Cauliflower Tabbouleh with Chili Cashews can be made a day or two before you plan to enjoy it – but add the herbs and chopped cashews just before serving.

I don’t know if I’ll ever get back to Bali – but every time I make this recipe, I’ll think fondly of the lovely people we met and the delicious food we enjoyed on our brief trip.

cauliflower tabbouleh with chili cashews

Here’s a pic of the restaurant’s version.

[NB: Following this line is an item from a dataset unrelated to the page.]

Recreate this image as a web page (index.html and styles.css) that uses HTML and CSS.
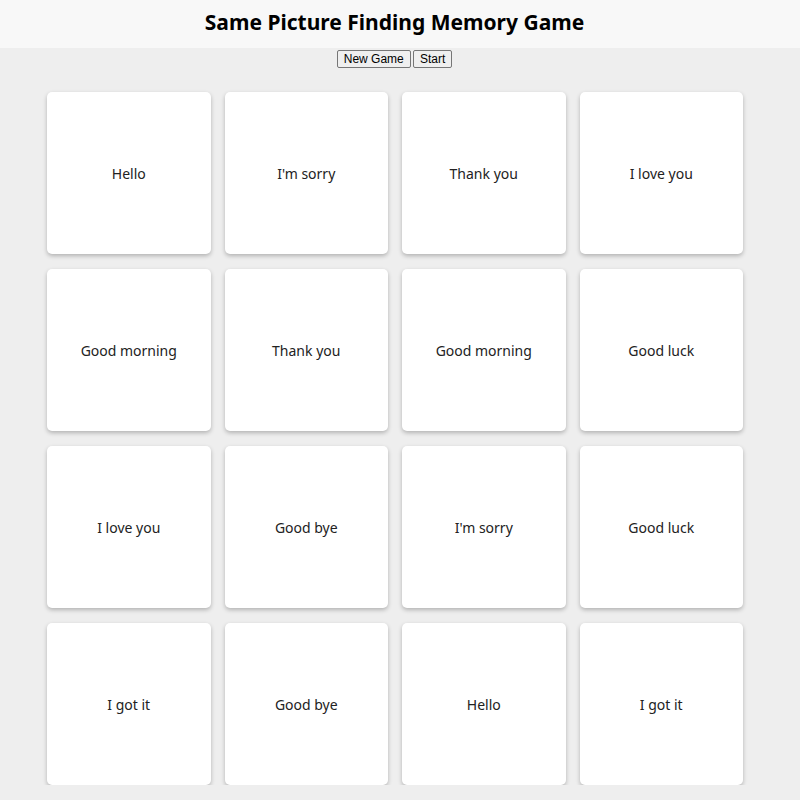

Cauliflower Tabbouleh with Chili Cashews
Serves: 6
  • Chili Cashews
  • 1 ⅓ cup cashews
  • 1 ½ Tbs. melted coconut oil
  • 1 ½ Tbs. maple syrup
  • 1 tsp. crushed red pepper*
  • salt and white pepper
  • Tabbouleh
  • 2 cups finely chopped cauliflower (no stem)
  • 10 cherry tomatoes, chopped
  • 3 green onions, chopped
  • ½ English cucumber, chopped
  • 4 Tbs chopped fresh parsley
  • 3 Tbs chopped fresh mint
  • ⅓ cup pomegranate arils
  • ¼ cup olive oil
  • 2 Tbs lemon juice
  • 1 cup chopped Chili Cashews
  1. Roast cashews for 4 minutes at 400º then toss with oil, syrup and spices and roast for another 2 minutes, or just until turning golden. Spread nuts on cutting board and allow to cool before roughly chopping.
  2. Toss together all tabbouleh ingredients. Adjust the seasoning with salt and pepper.
Can make tabbouleh a day or two ahead. Add fresh herbs and cashews just before serving.